**Task to carry out**
Write out the full listing exactly as given, minus the images.
─── Dataset extract ───
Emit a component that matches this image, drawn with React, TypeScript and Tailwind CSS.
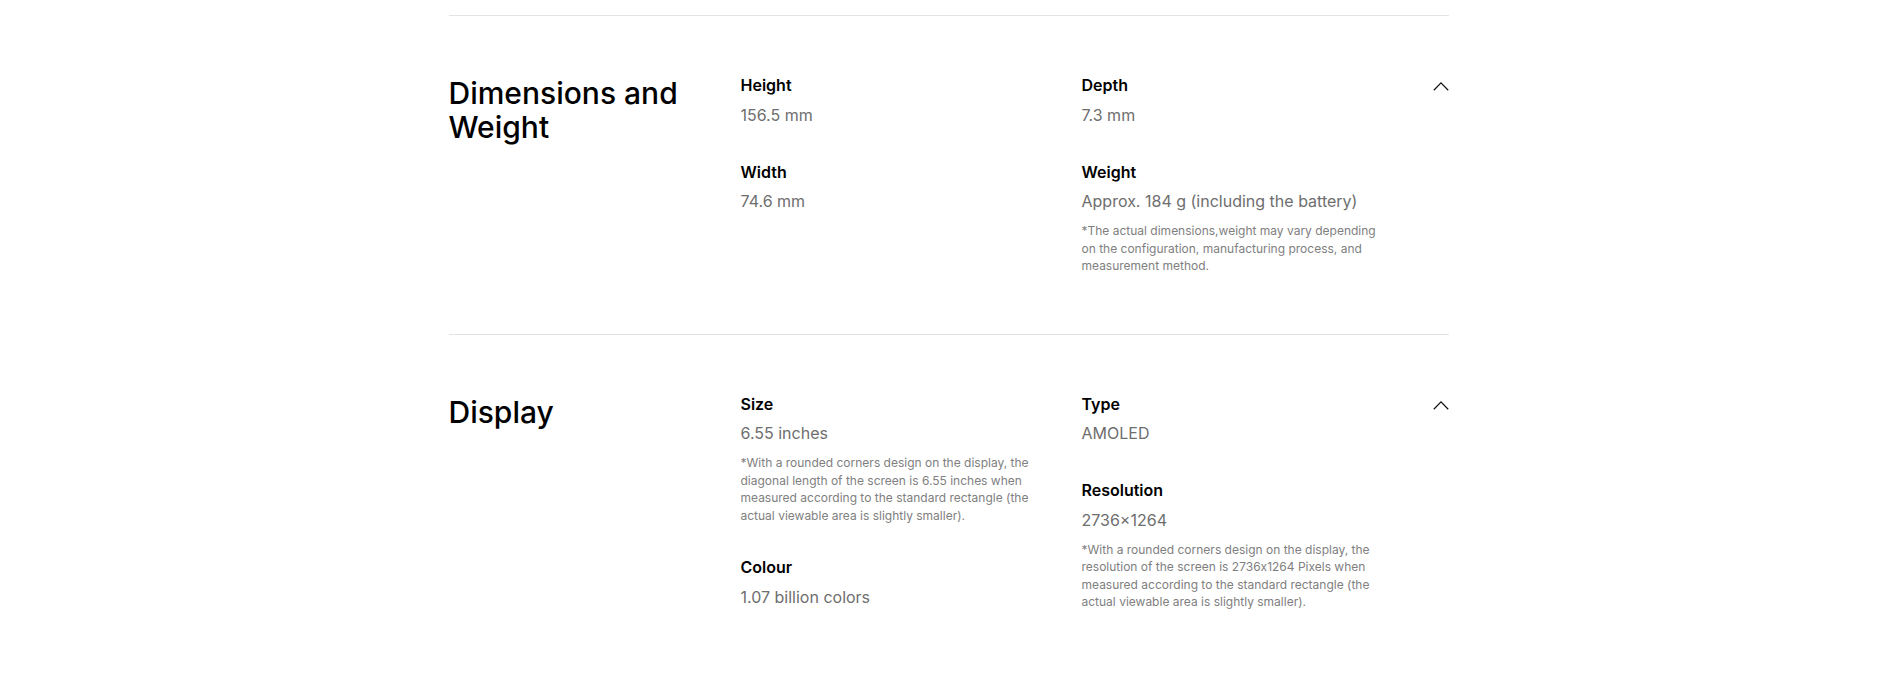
import React from 'react';

interface Spec {
  label: string;
  value: string;
  note?: string;
}

interface Section {
  title: string;
  left: Spec[];
  right: Spec[];
}

const SECTIONS: Section[] = [
  {
    title: 'Dimensions and Weight',
    left: [
      { label: 'Height', value: '156.5 mm' },
      { label: 'Width', value: '74.6 mm' },
    ],
    right: [
      { label: 'Depth', value: '7.3 mm' },
      {
        label: 'Weight',
        value: 'Approx. 184 g (including the battery)',
        note: '*The actual dimensions,weight may vary depending on the configuration, manufacturing process, and measurement method.',
      },
    ],
  },
  {
    title: 'Display',
    left: [
      {
        label: 'Size',
        value: '6.55 inches',
        note: '*With a rounded corners design on the display, the diagonal length of the screen is 6.55 inches when measured according to the standard rectangle (the actual viewable area is slightly smaller).',
      },
      { label: 'Colour', value: '1.07 billion colors' },
    ],
    right: [
      { label: 'Type', value: 'AMOLED' },
      {
        label: 'Resolution',
        value: '2736×1264',
        note: '*With a rounded corners design on the display, the resolution of the screen is 2736x1264 Pixels when measured according to the standard rectangle (the actual viewable area is slightly smaller).',
      },
    ],
  },
];

const SpecItem: React.FC<{ spec: Spec }> = ({ spec }) => (
  <div>
    <div className="text-[16px] leading-[24px] font-semibold text-[#000]">{spec.label}</div>
    <div className="mt-[3.5px] text-[16px] leading-[28px] text-[#6e6e6e]">{spec.value}</div>
    {spec.note && (
      // calt off so "2736x1264" keeps its plain x
      <p className="mt-[7px] w-[300px] text-[12px] leading-[17.5px] text-[#808080] [font-feature-settings:'calt'_0]">
        {spec.note}
      </p>
    )}
  </div>
);

const ChevronUp = () => (
  <svg width="16" height="10" viewBox="0 0 16 10" fill="none" className="mt-[8px]">
    <polyline points="0.8,9.2 8,1.8 15.2,9.2" stroke="#111" strokeWidth="1.25" />
  </svg>
);

const SpecSection: React.FC<{ section: Section }> = ({ section }) => (
  <section className="border-t border-[#e3e3e3] pt-[57px] pb-[59px]">
    <div className="grid grid-cols-[292px_341px_1fr_16px] items-start">
      <h2 className="mt-[3px] w-[260px] text-[30px] leading-[34px] font-medium text-[#000]">
        {section.title}
      </h2>
      <div className="flex flex-col gap-[31px]">
        {section.left.map((s) => (
          <SpecItem key={s.label} spec={s} />
        ))}
      </div>
      <div className="flex flex-col gap-[31px]">
        {section.right.map((s) => (
          <SpecItem key={s.label} spec={s} />
        ))}
      </div>
      <ChevronUp />
    </div>
  </section>
);

export default function App() {
  return (
    <div className="min-h-screen bg-white pt-[15px]" style={{ fontFamily: 'Inter, "Noto Sans", sans-serif' }}>
      <div className="mx-auto w-[1000px]">
        {SECTIONS.map((s) => (
          <SpecSection key={s.title} section={s} />
        ))}
      </div>
    </div>
  );
}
───
**Written solution**
Emit a component that matches this image, drawn with React, TypeScript and Tailwind CSS.
import React from 'react';

interface Spec {
  label: string;
  value: string;
  note?: string;
}

interface Section {
  title: string;
  left: Spec[];
  right: Spec[];
}

const SECTIONS: Section[] = [
  {
    title: 'Dimensions and Weight',
    left: [
      { label: 'Height', value: '156.5 mm' },
      { label: 'Width', value: '74.6 mm' },
    ],
    right: [
      { label: 'Depth', value: '7.3 mm' },
      {
        label: 'Weight',
        value: 'Approx. 184 g (including the battery)',
        note: '*The actual dimensions,weight may vary depending on the configuration, manufacturing process, and measurement method.',
      },
    ],
  },
  {
    title: 'Display',
    left: [
      {
        label: 'Size',
        value: '6.55 inches',
        note: '*With a rounded corners design on the display, the diagonal length of the screen is 6.55 inches when measured according to the standard rectangle (the actual viewable area is slightly smaller).',
      },
      { label: 'Colour', value: '1.07 billion colors' },
    ],
    right: [
      { label: 'Type', value: 'AMOLED' },
      {
        label: 'Resolution',
        value: '2736×1264',
        note: '*With a rounded corners design on the display, the resolution of the screen is 2736x1264 Pixels when measured according to the standard rectangle (the actual viewable area is slightly smaller).',
      },
    ],
  },
];

const SpecItem: React.FC<{ spec: Spec }> = ({ spec }) => (
  <div>
    <div className="text-[16px] leading-[24px] font-semibold text-[#000]">{spec.label}</div>
    <div className="mt-[3.5px] text-[16px] leading-[28px] text-[#6e6e6e]">{spec.value}</div>
    {spec.note && (
      // calt off so "2736x1264" keeps its plain x
      <p className="mt-[7px] w-[300px] text-[12px] leading-[17.5px] text-[#808080] [font-feature-settings:'calt'_0]">
        {spec.note}
      </p>
    )}
  </div>
);

const ChevronUp = () => (
  <svg width="16" height="10" viewBox="0 0 16 10" fill="none" className="mt-[8px]">
    <polyline points="0.8,9.2 8,1.8 15.2,9.2" stroke="#111" strokeWidth="1.25" />
  </svg>
);

const SpecSection: React.FC<{ section: Section }> = ({ section }) => (
  <section className="border-t border-[#e3e3e3] pt-[57px] pb-[59px]">
    <div className="grid grid-cols-[292px_341px_1fr_16px] items-start">
      <h2 className="mt-[3px] w-[260px] text-[30px] leading-[34px] font-medium text-[#000]">
        {section.title}
      </h2>
      <div className="flex flex-col gap-[31px]">
        {section.left.map((s) => (
          <SpecItem key={s.label} spec={s} />
        ))}
      </div>
      <div className="flex flex-col gap-[31px]">
        {section.right.map((s) => (
          <SpecItem key={s.label} spec={s} />
        ))}
      </div>
      <ChevronUp />
    </div>
  </section>
);

export default function App() {
  return (
    <div className="min-h-screen bg-white pt-[15px]" style={{ fontFamily: 'Inter, "Noto Sans", sans-serif' }}>
      <div className="mx-auto w-[1000px]">
        {SECTIONS.map((s) => (
          <SpecSection key={s.title} section={s} />
        ))}
      </div>
    </div>
  );
}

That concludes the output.